The Earth-Moon system is thought to have been formed by a collision between two large planetary objects with unique isotopic compositions. But the explanation for why the Earth and Moon don’t have unique isotopic characteristics themselves, like most planets in our Solar System, has eluded scientists for years… until now.
A new study from Richard C. Greenwood and colleagues sought to determine the origins of our Moon, which is thought to have formed after a collision between a proto-Earth and a solid impactor. The results were published by the American Association for the Advancement of Science (AAAS).
Through analysis of a vast collection of lunar and terrestrial samples, the researchers found support for the theory of a collision with extremely high energy. This impact was so high energy that it resulted in a nearly complete mixing of materials between proto-Earth and its impactor. Furthermore, their findings also suggest that the majority of water on Earth was delivered before the Moon-forming impact, rather than later, as is often proposed.
The researchers analyzed the oxygen isotopic compositions of an extensive collection of lunar and terrestrial samples. Their results showed a 3- to 4-parts per million (ppm) difference between the oxygen isotopic concentrations of the lunar rocks and the terrestrial basalts. However, no significant difference was found between the lunar samples and terrestrial olivine, which is a common mineral in Earth’s subsurface.

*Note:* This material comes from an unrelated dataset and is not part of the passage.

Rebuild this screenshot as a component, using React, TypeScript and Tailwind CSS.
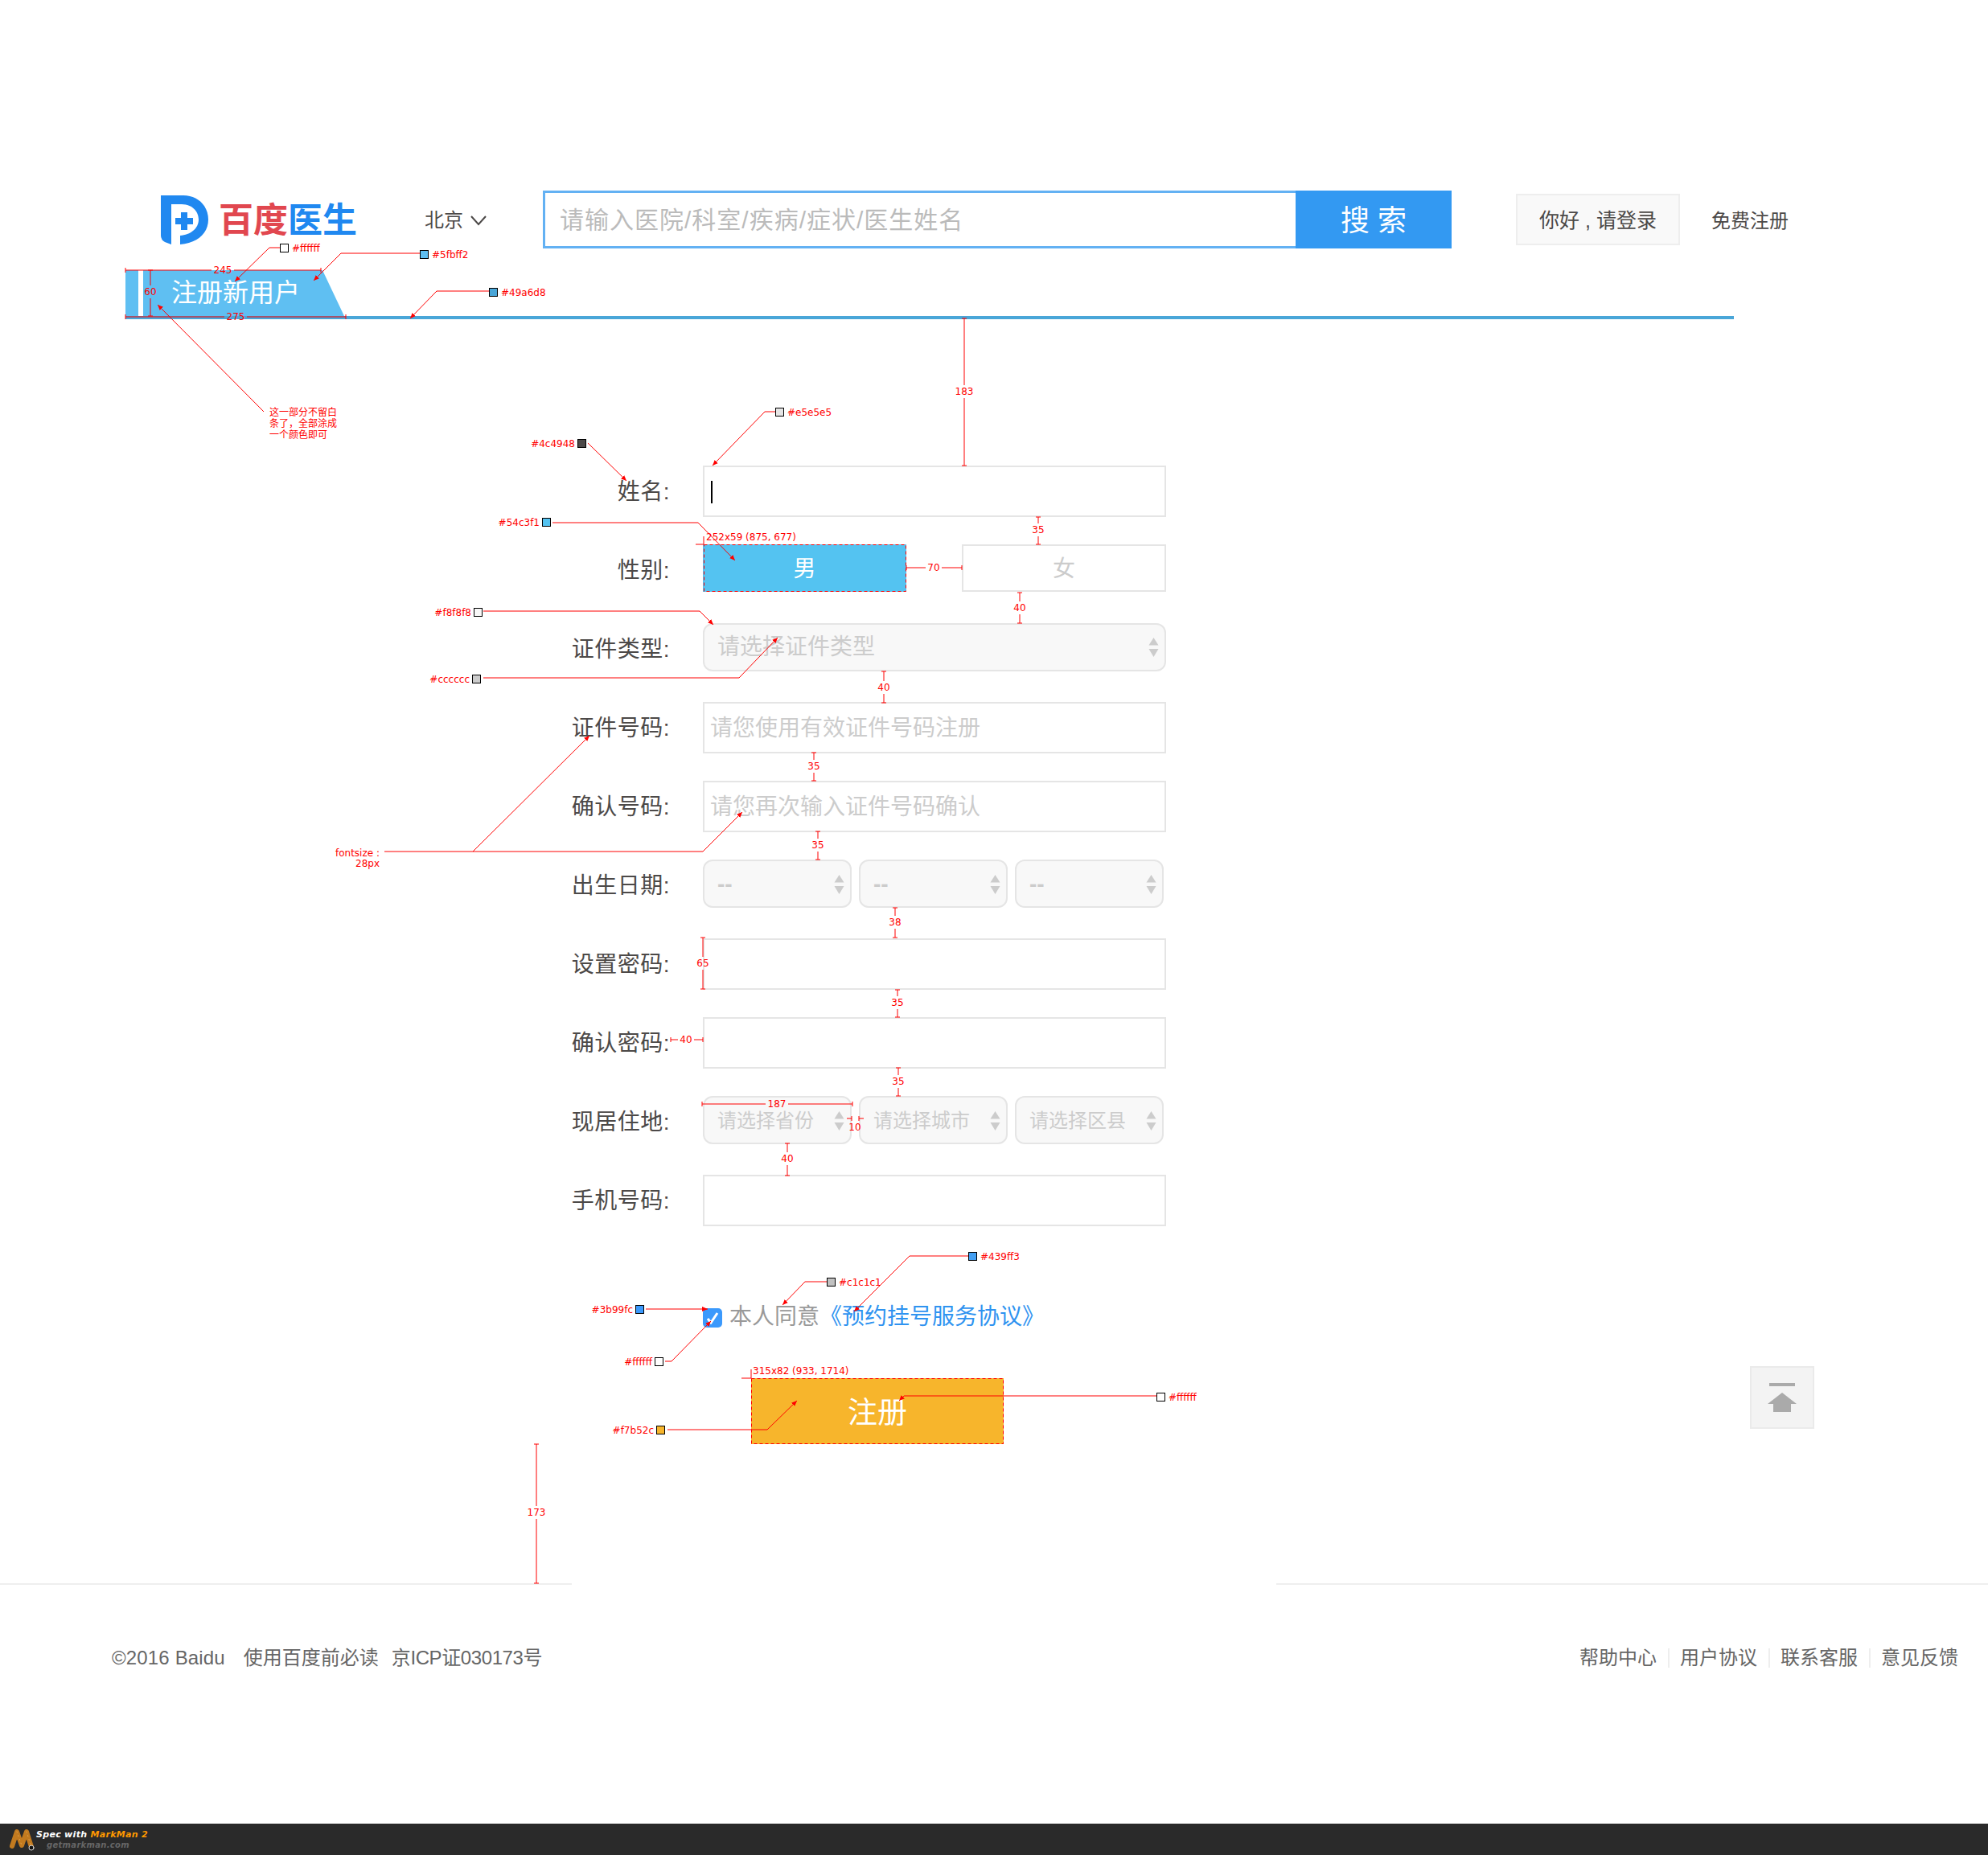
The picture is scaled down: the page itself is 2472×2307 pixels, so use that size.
const swatches: [number, number, string, "l" | "r"][] = [
  [348, 303, "#ffffff", "r"],
  [522, 311, "#5fbff2", "r"],
  [608, 358, "#49a6d8", "r"],
  [964, 507, "#e5e5e5", "r"],
  [718, 546, "#4c4948", "l"],
  [674, 644, "#54c3f1", "l"],
  [589, 756, "#f8f8f8", "l"],
  [587, 839, "#cccccc", "l"],
  [1204, 1557, "#439ff3", "r"],
  [1028, 1589, "#c1c1c1", "r"],
  [790, 1623, "#3b99fc", "l"],
  [814, 1688, "#ffffff", "l"],
  [816, 1773, "#f7b52c", "l"],
  [1438, 1732, "#ffffff", "r"],
];

const leads = [
  "348,308 335,308 292,350",
  "522,315 424,315 390,349",
  "608,362 543,362 510,396",
  "964,512 951,512 886,579",
  "731,551 779,598",
  "687,650 868,650 914,697",
  "601,760 870,760 887,777",
  "601,843 919,843 967,793",
  "478,1059 874,1059 923,1010",
  "588,1059 733,915",
  "1204,1562 1131,1562 1062,1631",
  "1028,1594 1001,1594 973,1623",
  "803,1628 880,1628",
  "827,1693 835,1693 884,1643",
  "830,1778 954,1778 991,1742",
  "1438,1736 1124,1736 1118,1742",
  "328,512 196,379",
];

// vertical: [x, y1, y2, label, labelY]
const vMeasures: [number, number, number, string, number][] = [
  [187, 336, 393, "60", 363],
  [1199, 396, 579, "183", 487],
  [1291, 643, 677, "35", 659],
  [1268, 737, 775, "40", 756],
  [1099, 835, 874, "40", 855],
  [1012, 936, 971, "35", 953],
  [1017, 1034, 1069, "35", 1051],
  [1113, 1129, 1166, "38", 1147],
  [874, 1166, 1230, "65", 1198],
  [1116, 1231, 1265, "35", 1247],
  [1117, 1328, 1363, "35", 1345],
  [979, 1422, 1462, "40", 1441],
  [667, 1796, 1969, "173", 1881],
];

// horizontal: [y, x1, x2, label, labelX]
const hMeasures: [number, number, number, string, number][] = [
  [336, 156, 399, "245", 277],
  [394, 156, 430, "275", 293],
  [706, 1127, 1196, "70", 1161],
  [1293, 834, 874, "40", 853],
  [1373, 873, 1060, "187", 966],
];

function VMeasure({ x, y1, y2, label, ly }: { x: number; y1: number; y2: number; label: string; ly: number }) {
  return (
    <g>
      <path d={`M${x - 3} ${y1}H${x + 3}M${x - 3} ${y2}H${x + 3}M${x} ${y1}V${ly - 8}M${x} ${ly + 8}V${y2}`} stroke="#f00" fill="none" />
      <text x={x} y={ly} textAnchor="middle" dominantBaseline="central" fill="#f00" fontSize="12">
        {label}
      </text>
    </g>
  );
}

function HMeasure({ y, x1, x2, label, lx }: { y: number; x1: number; x2: number; label: string; lx: number }) {
  const half = label.length * 4 + 2;
  return (
    <g>
      <path d={`M${x1} ${y - 3}V${y + 3}M${x2} ${y - 3}V${y + 3}M${x1} ${y}H${lx - half}M${lx + half} ${y}H${x2}`} stroke="#f00" fill="none" />
      <text x={lx} y={y} textAnchor="middle" dominantBaseline="central" fill="#f00" fontSize="12">
        {label}
      </text>
    </g>
  );
}

function Annotations() {
  return (
    <svg
      className="pointer-events-none absolute left-0 top-0 font-['DejaVu_Sans','Noto_Sans_CJK_SC',sans-serif]"
      width="2472"
      height="2307"
      viewBox="0 0 2472 2307"
    >
      <defs>
        <marker id="tip" markerWidth="8" markerHeight="8" refX="7" refY="3" orient="auto">
          <path d="M0 0L7 3L0 6Z" fill="#f00" />
        </marker>
      </defs>
      {leads.map((pts) => (
        <polyline key={pts} points={pts} fill="none" stroke="#f00" markerEnd="url(#tip)" />
      ))}
      {swatches.map(([x, y, color, side]) => (
        <g key={`${x}-${y}`}>
          <rect x={x + 0.5} y={y + 0.5} width="10" height="10" fill={color} stroke="#000" />
          <text
            x={side === "r" ? x + 15 : x - 3}
            y={y + 6}
            textAnchor={side === "r" ? "start" : "end"}
            dominantBaseline="central"
            fill="#f00"
            fontSize="12"
          >
            {color}
          </text>
        </g>
      ))}
      {vMeasures.map(([x, y1, y2, label, ly]) => (
        <VMeasure key={`${x}-${y1}`} x={x} y1={y1} y2={y2} label={label} ly={ly} />
      ))}
      {hMeasures.map(([y, x1, x2, label, lx]) => (
        <HMeasure key={`${y}-${x1}`} y={y} x1={x1} x2={x2} label={label} lx={lx} />
      ))}

      {/* 10px gap between the address selects */}
      <path d="M1053 1391H1059M1059 1388V1394M1068 1388V1394M1068 1391H1074" stroke="#f00" fill="none" />
      <text x="1063" y="1402" textAnchor="middle" dominantBaseline="central" fill="#f00" fontSize="12">10</text>

      {/* selection boxes */}
      <rect x="875.5" y="677.5" width="251" height="58" fill="none" stroke="#f00" strokeDasharray="4 3" />
      <path d="M875 667V677M865 677H875" stroke="#f00" fill="none" />
      <text x="878" y="668" dominantBaseline="central" fill="#f00" fontSize="12">252x59 (875, 677)</text>
      <rect x="934.5" y="1714.5" width="313" height="81" fill="none" stroke="#f00" strokeDasharray="4 3" />
      <path d="M934 1703V1714M922 1714H934" stroke="#f00" fill="none" />
      <text x="936" y="1705" dominantBaseline="central" fill="#f00" fontSize="12">315x82 (933, 1714)</text>

      {/* notes */}
      <text x="335" y="513" dominantBaseline="central" fill="#f00" fontSize="12">这一部分不留白</text>
      <text x="335" y="527" dominantBaseline="central" fill="#f00" fontSize="12">条了，全部涂成</text>
      <text x="335" y="541" dominantBaseline="central" fill="#f00" fontSize="12">一个颜色即可</text>
      <text x="472" y="1061" textAnchor="end" dominantBaseline="central" fill="#f00" fontSize="12">fontsize :</text>
      <text x="472" y="1074" textAnchor="end" dominantBaseline="central" fill="#f00" fontSize="12">28px</text>
    </svg>
  );
}

function SelectArrows() {
  return (
    <svg width="13" height="24" viewBox="0 0 13 24" className="shrink-0">
      <path d="M6.5 0L12.5 9.500H0.500Z" fill="#ccc" />
      <path d="M6.5 24L12.500 14H0.500Z" fill="#ccc" />
    </svg>
  );
}

function Select({ text, className }: { text: string; className: string }) {
  return (
    <div
      className={`flex h-[60px] items-center justify-between rounded-[12px] border-2 border-[#e5e5e5] bg-[#f8f8f8] pl-[16px] pr-[7px] text-[#ccc] ${className}`}
    >
      <span>{text}</span>
      <SelectArrows />
    </div>
  );
}

function TextBox({ placeholder, caret }: { placeholder?: string; caret?: boolean }) {
  return (
    <div className="flex h-[64px] w-[576px] items-center border-2 border-[#e5e5e5] bg-white pl-[7px] pt-[1px] text-[28px] text-[#ccc]">
      {caret && <span className="ml-[1px] h-[28px] w-[2px] bg-black" />}
      {placeholder}
    </div>
  );
}

function Row({ label, children }: { label: string; children: React.ReactNode }) {
  return (
    <div className="flex h-[98px] items-start">
      <label className="flex h-[64px] w-[833px] items-center justify-end pt-[2px] text-[28px] tracking-[0.5px] text-[#4c4948]">
        {label}:
      </label>
      <div className="ml-[41px]">{children}</div>
    </div>
  );
}

function Logo() {
  return (
    <div className="flex w-[328px] items-center">
      <svg width="59" height="61" viewBox="0 0 59 61">
        <path
          d="M0 0H28C46 0 59 13 59 30C59 47 46 59 24 61V50C37 49 47 41 47 30C47 19 38 11 26 11H13V61L5 58Q0 55 0 50Z"
          fill="#2088f0"
        />
        <path d="M18 28H25V21H33V28H40V36H33V43H25V36H18Z" fill="#2088f0" />
      </svg>
      <span className="ml-[13px] pt-[2px] text-[43px] font-bold leading-none text-[#e1474f]">
        百度<span className="text-[#2088f0]">医生</span>
      </span>
    </div>
  );
}

function Header() {
  return (
    <div className="mt-[237px] flex h-[72px] items-center pl-[200px]">
      <Logo />
      <div className="flex w-[147px] items-center pt-[2px] text-[24px] text-[#4c4948]">
        北京
        <svg width="20" height="13" viewBox="0 0 20 13" className="ml-[9px]" fill="none" stroke="#4c4948" strokeWidth="2">
          <path d="M1 1L10 11L19 1" />
        </svg>
      </div>
      <div className="flex h-[72px] w-[1130px] border-[3px] border-[#63b1f3]">
        <div className="flex flex-1 items-center bg-white pl-[18px] pt-[1px] text-[30px] tracking-[1px] text-[#bbb]">
          请输入医院/科室/疾病/症状/医生姓名
        </div>
        <button className="-my-[3px] -mr-[3px] w-[194px] bg-[#3399f2] pt-[3px] text-[36px] text-white">搜 索</button>
      </div>
      <button className="ml-[80px] h-[64px] w-[204px] border-2 border-[#eee] bg-[#f9f9f9] pt-[3px] text-[25px] text-[#4c4948]">
        你好 , 请登录
      </button>
      <span className="ml-[39px] pt-[3px] text-[24px] text-[#4c4948]">免费注册</span>
    </div>
  );
}

function Banner() {
  return (
    <div className="ml-[156px] mt-[27px] h-[61px] w-[2000px] border-b-4 border-[#49a6d8]">
      <div className="flex h-[57px] w-[272px] items-center bg-[#5fbff2] pb-[1px] pl-[16px] [clip-path:polygon(0_0,245px_0,100%_100%,0_100%)]">
        <span className="h-[57px] w-[6px] bg-white" />
        <span className="ml-[35px] text-[32px] text-white">注册新用户</span>
      </div>
    </div>
  );
}

function Form() {
  return (
    <div className="mt-[182px]">
      <Row label="姓名">
        <TextBox caret />
      </Row>
      <Row label="性别">
        <div className="flex gap-[69px]">
          <div className="flex h-[59px] w-[253px] items-center justify-center bg-[#54c3f1] pt-[3px] text-[28px] text-white">男</div>
          <div className="flex h-[59px] w-[254px] items-center justify-center border-2 border-[#e5e5e5] pt-[2px] text-[28px] text-[#ccc]">女</div>
        </div>
      </Row>
      <Row label="证件类型">
        <Select text="请选择证件类型" className="w-[576px] text-[28px]" />
      </Row>
      <Row label="证件号码">
        <TextBox placeholder="请您使用有效证件号码注册" />
      </Row>
      <Row label="确认号码">
        <TextBox placeholder="请您再次输入证件号码确认" />
      </Row>
      <Row label="出生日期">
        <div className="flex gap-[9px]">
          <Select text="--" className="w-[185px] pt-[1px] text-[28px] font-bold" />
          <Select text="--" className="w-[185px] pt-[1px] text-[28px] font-bold" />
          <Select text="--" className="w-[185px] pt-[1px] text-[28px] font-bold" />
        </div>
      </Row>
      <Row label="设置密码">
        <TextBox />
      </Row>
      <Row label="确认密码">
        <TextBox />
      </Row>
      <Row label="现居住地">
        <div className="flex gap-[9px]">
          <Select text="请选择省份" className="w-[185px] pt-[1px] text-[24px]" />
          <Select text="请选择城市" className="w-[185px] pt-[1px] text-[24px]" />
          <Select text="请选择区县" className="w-[185px] pt-[1px] text-[24px]" />
        </div>
      </Row>
      <Row label="手机号码">
        <TextBox />
      </Row>

      <div className="ml-[874px] mt-[68px] flex h-[24px] items-center text-[28px]">
        <span className="flex h-[24px] w-[24px] items-center justify-center rounded-[5px] bg-[#3b99fc]">
          <svg width="16" height="16" viewBox="0 0 16 16" fill="none" stroke="#fff" strokeWidth="3">
            <path d="M2 9L6 14L14 2" />
          </svg>
        </span>
        <span className="ml-[9px] -mt-[2px] text-[#999]">本人同意</span>
        <span className="-mt-[2px] text-[#2f93f0]">《预约挂号服务协议》</span>
      </div>

      <button className="ml-[934px] mt-[63px] block h-[82px] w-[314px] bg-[#f7b52c] pt-[5px] text-[37px] text-white">注册</button>
    </div>
  );
}

function Footer() {
  return (
    <div className="flex flex-1 flex-col">
      <div className="mt-[173px] flex justify-between">
        <div className="h-[2px] w-[711px] bg-[#eee]" />
        <div className="h-[2px] w-[885px] bg-[#eee]" />
      </div>
      <div className="mt-[74px] flex items-center justify-between pl-[139px] pr-[37px] text-[24px] leading-[34px] text-[#666]">
        <div className="flex">
          <span className="tracking-[0.15px]">©2016 Baidu</span>
          <span className="ml-[23px]">使用百度前必读</span>
          <span className="ml-[16px] tracking-[-0.4px]">京ICP证030173号</span>
        </div>
        <div className="flex items-center gap-[13.5px]">
          <span>帮助中心</span>
          <span className="h-[24px] w-[2px] bg-[#eee]" />
          <span>用户协议</span>
          <span className="h-[24px] w-[2px] bg-[#eee]" />
          <span>联系客服</span>
          <span className="h-[24px] w-[2px] bg-[#eee]" />
          <span>意见反馈</span>
        </div>
      </div>
    </div>
  );
}

function SpecBar() {
  return (
    <div className="flex h-[39px] items-center bg-[#2a2a2a] pl-[12px] font-['DejaVu_Sans',sans-serif] text-[11px] font-bold italic leading-[13px] tracking-[0.3px]">
      <svg width="32" height="28" viewBox="0 0 32 28" fill="none" strokeLinecap="round">
        <path d="M3 22L9 4L15 21L21 4L27 23" stroke="#c27a1f" strokeWidth="6" strokeLinejoin="round" />
        <path d="M9 4L15 21M21 4L27 23" stroke="#e2a24a" strokeWidth="1" strokeDasharray="1 4" />
        <circle cx="27" cy="24" r="3" fill="#111" stroke="#ddd" />
      </svg>
      <div className="ml-[1px] mt-[1px] flex flex-col">
        <span className="whitespace-pre text-white">
          Spec with <span className="text-[#f90]">MarkMan 2</span>
        </span>
        <span className="pl-[13px] text-[10px] text-[#666]">getmarkman.com</span>
      </div>
    </div>
  );
}

function BackToTop() {
  return (
    <div className="absolute left-[2176px] top-[1699px] flex h-[78px] w-[80px] items-center justify-center border-2 border-[#eaeaea] bg-[#f3f3f3] pt-[1px]">
      <svg width="36" height="38" viewBox="0 0 36 38" fill="#aaa">
        <rect x="2" y="0" width="32" height="4" />
        <path d="M18 12L36 26H29V36H7V26H0Z" />
      </svg>
    </div>
  );
}

export default function App() {
  return (
    <div className="relative flex h-[2307px] w-[2472px] flex-col overflow-hidden bg-white font-['Liberation_Sans','Noto_Sans_CJK_SC',sans-serif]">
      <Header />
      <Banner />
      <Form />
      <Footer />
      <SpecBar />
      <BackToTop />
      <Annotations />
    </div>
  );
}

These findings are consistent with high-energy impact simulations, the researchers say, which suggest a near-complete mixing. The study’s authors suggest that the 3- to 4-ppm difference they discovered could be explained by a “late veneer,” referring to input of stony meteorite material to Earth in an impact event that occurred after the Moon-forming impact.
Also of great significance, the authors say their findings further imply that a large percentage of the Earth’s water was present earlier than the major impact event that formed the Moon. They believe that no more than 5-30% of water was contributed to Earth from the late veneer process. Overall, this new research has advanced our knowledge about the formation of the Earth-Moon system, and how one of the most important resources for our survival (water) came to be on this planet.